In short, Peter stated that man was good but that his systems, which were man made and, therefore, “artificial,” were the bane of man’s existence.

This time we had a long discussion on Raw Capitalism and the International Monetary Fund and their probable devastating affect on local cultural, a conclusion we both agreed upon. When I realized that this magical city of Prague might have its great cultural suppressed or altered by Globalization, something that Fascism and Communism had tried and failed, I looked up from my beer with a feeling of despair.

“So what do we do?” I asked, hopeful that here at the center of the center there might be an answer.

Peter stood leaning against the bar, his left hand on his hip, looking at me, contemplating my question.
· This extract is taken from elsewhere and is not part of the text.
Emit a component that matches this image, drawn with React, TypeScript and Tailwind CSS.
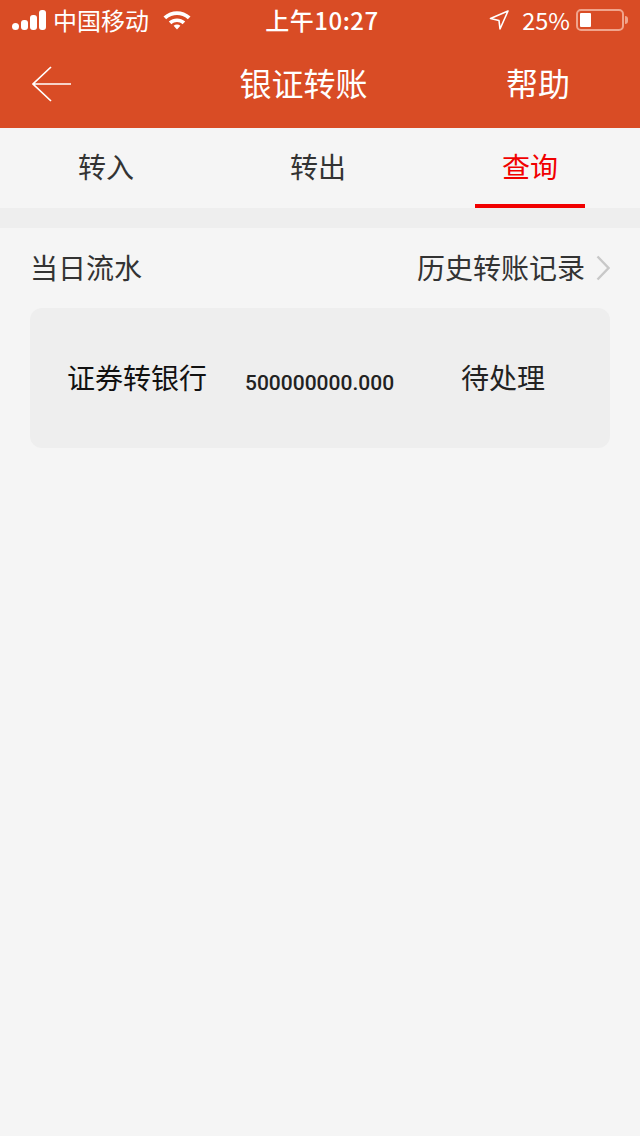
const cjk = "font-['Noto_Sans_CJK_SC','Noto_Sans',sans-serif]";

// ── Status bar pieces ──────────────────────────────────────────────────────────
function Signal() {
  return (
    <div className="flex items-end gap-[2px] mr-[7px] mb-[1px]">
      <div className="w-[7px] h-[7px] rounded-full bg-white" />
      <div className="w-[7px] h-[10px] rounded-[3px] bg-white" />
      <div className="w-[7px] h-[15px] rounded-[3px] bg-white" />
      <div className="w-[7px] h-[20px] rounded-[3px] bg-white" />
    </div>
  );
}

function Wifi() {
  return (
    <svg width="28" height="20" viewBox="0 0 28 20" className="ml-[14px]">
      <path d="M0.5 6.5 C8.5 -0.5 19.5 -0.5 27.5 6.5 L24.8 9.2 C18.5 3.6 9.5 3.6 3.2 9.2 Z" fill="#fff" />
      <path d="M5.8 11.6 C10.5 7.5 17.5 7.5 22.2 11.6 L19.6 14.2 C16.5 11.4 11.5 11.4 8.4 14.2 Z" fill="#fff" />
      <path d="M10.6 15.8 C12.6 14.2 15.4 14.2 17.4 15.8 L14 19.5 Z" fill="#fff" />
    </svg>
  );
}

function Battery() {
  return (
    <div className="flex items-center ml-[6px]">
      <div className="w-[48px] h-[22px] rounded-[5px] border-2 border-[#f0a48c] p-[2px]">
        <div className="w-[11px] h-full rounded-[1px] bg-white" />
      </div>
      <div className="w-[3px] h-[8px] rounded-r-[3px] bg-[#f0a48c] ml-[1px]" />
    </div>
  );
}

export default function App() {
  return (
    <div className={`w-[640px] h-[1136px] bg-[#f5f5f5] flex flex-col overflow-hidden ${cjk}`}>
      {/* Header */}
      <div className="h-[128px] bg-[#d94c25] text-white flex flex-col">
        <div className="h-[40px] px-[12px] grid grid-cols-[1fr_auto_1fr] items-center">
          <div className="flex items-center">
            <Signal />
            <span className="text-[24px] leading-[40px]">中国移动</span>
            <Wifi />
          </div>
          <span className="text-[24px] leading-[40px] font-medium tracking-[0.5px] ml-[4px]">上午10:27</span>
          <div className="flex items-center justify-end">
            <svg width="20" height="20" viewBox="0 0 20 20" className="mr-[13px]">
              <path d="M19 1 L1.5 8.5 L10 10.5 L11 19 Z" fill="none" stroke="#fff" strokeWidth="1.6" strokeLinejoin="round" />
            </svg>
            <span className="text-[23.5px] leading-[40px]">25%</span>
            <Battery />
          </div>
        </div>
        <div className="h-[88px] pl-[32px] pr-[70px] flex items-center justify-between">
          <svg width="40" height="36" viewBox="0 0 40 36">
            <path d="M19 1 L1 18 L19 35 M1 18 L39 18" fill="none" stroke="#fff" strokeWidth="1.7" />
          </svg>
          <span className="text-[32px] leading-[40px] ml-[29px] mb-[4px]">银证转账</span>
          <span className="text-[32px] leading-[40px] mb-[4px]">帮助</span>
        </div>
      </div>

      {/* Tabs */}
      <div className="h-[80px] grid grid-cols-[212px_212px_216px] text-[28px] text-[#333]">
        <div className="flex justify-center pt-[18px] leading-[40px]">转入</div>
        <div className="flex justify-center pt-[18px] leading-[40px]">转出</div>
        <div className="flex flex-col items-center pt-[18px]">
          <span className="leading-[40px] text-[#f10000] mr-[4px]">查询</span>
          <div className="w-[110px] h-[4px] mt-[18px] mr-[4px] bg-[#f10000]" />
        </div>
      </div>
      <div className="h-[20px] bg-[#eeeeee]" />

      {/* Section title */}
      <div className="h-[80px] px-[30px] flex items-center justify-between text-[28px] text-[#333]">
        <span className="mb-[2px]">当日流水</span>
        <div className="flex items-center">
          <span className="mb-[2px]">历史转账记录</span>
          <svg width="14" height="26" viewBox="0 0 14 26" className="ml-[11px]">
            <path d="M1.5 1.5 L12.5 13 L1.5 24.5" fill="none" stroke="#c8c8c8" strokeWidth="2.4" />
          </svg>
        </div>
      </div>

      {/* Record */}
      <div className="mx-[30px] h-[140px] rounded-[12px] bg-[#eeeeee] grid grid-cols-[200px_180px_1fr] items-center">
        <span className="text-[28px] text-[#111] pl-[37px] pb-[2px] whitespace-nowrap">证券转银行</span>
        <span className="text-[21px] font-medium text-[#222] font-['Roboto',sans-serif] pt-[12px] pl-[15px] whitespace-nowrap">500000000.000</span>
        <span className="text-[28px] text-[#222] pl-[51px] pb-[2px] whitespace-nowrap">待处理</span>
      </div>
    </div>
  );
}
Gradually, his contemplative expression gave way to a smile then the smile became a grin, and then in a burst of enthusiasm he put an arm around my shoulders and squeezed.

“By then, hopefully, we’ll be dead and not have to worry about it,” Peter answered and began to laugh. I too began to laugh and soon we had drawn the attention of the patrons of Galerie Kamzik.

How to explain, although, I realize here, like everywhere, there are no answers, but now it doesn’t seem to bother me as much.